Afin d’éviter ce genre de problèmes, les organismes de normalisation demande à ce que soient signés des accords de concession de licences irrévocables à des conditions équitables, raisonnables et non discriminatoires, soit en anglais FRAND  (fair, reasonable and non-discriminatory conditions) afin de limiter les monopoles abusifs. Apple a récemment fait appel au FRAND pour se défendre de l’attaque de Samsung concernant la violation de trois de ses brevets liées aux technologies de communication sans fil.

Apple a notamment porté plainte auprès du tribunal de district de La Hague contre Samsung, qui serait coupable de « patent ambush » et de « patent hold up », une fois encore sur la technologie UMTS, nécessaire à la norme 3G. Cette plainte a été rejeté, car bien que Samsung soit le titulaire des brevets de ces technologies, il a déposé une déclaration FRAND depuis 1998 sur celles-ci, signifiant son accord à les partager sous certaines conditions, mais n’a jamais conclu d’accord de licence avec Apple.

Enfin, l’une des nouvelles stratégies dans cette guerre consiste à racheter les brevets d’un autre fabricant afin d’empêcher l’adversaire d’obtenir une technologie qui pourrait lui donner un avantage compétitif. On peut citer notamment le conflit encore une fois entre Samsung et Apple pour le rachat des brevets de RPO (entreprise américaine) , qui a développé une technologie permettant un arrêt de l’utilisation d’écrans tactiles, offrant un meilleur contraste et de moins solliciter la batterie . Apple possède déjà des brevets pour ce genre de technologies alternatives. Obtenir la technologie de RPO permettrait à Apple d’empêcher quiconque d’utiliser cette innovation.

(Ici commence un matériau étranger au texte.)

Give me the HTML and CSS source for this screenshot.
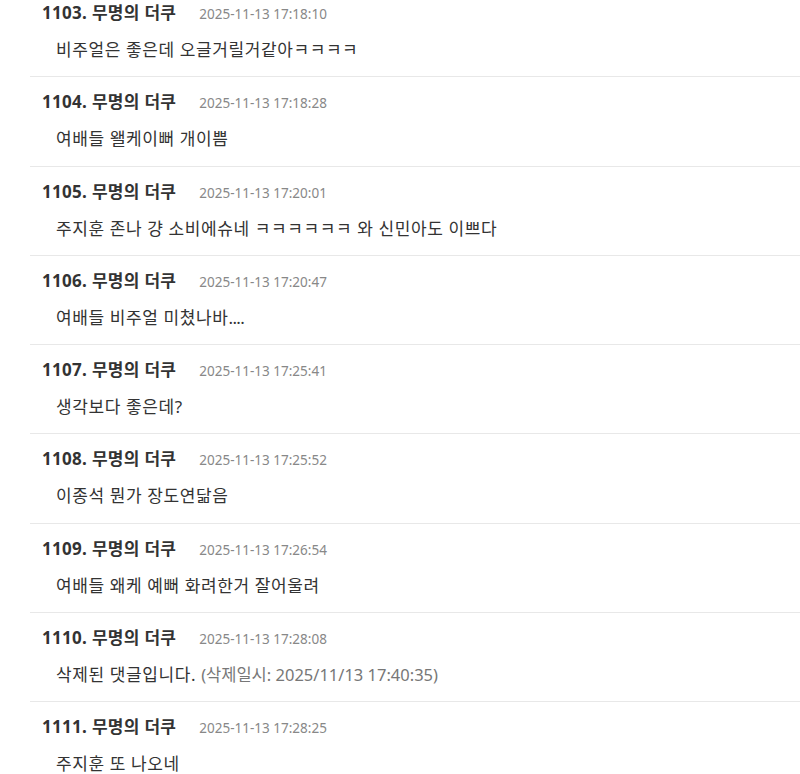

On se rend bien compte aujourd’hui de la place qu’ont pris les brevets dans l’industrie, dans l’électronique notamment, que ce soit pour les fabricants de produits ou pour les concepteurs d’OS ou de logiciels. Cette guerre de papier qui se déroule aujourd’hui met en avant la nécessité de protection de la propriété intellectuelle d’une part, mais aussi l’absence de véritable régulation internationale pour les problèmes qui en découlent. Une normalisation des pratiques seraient la bienvenue pour éviter ce genre de conflit.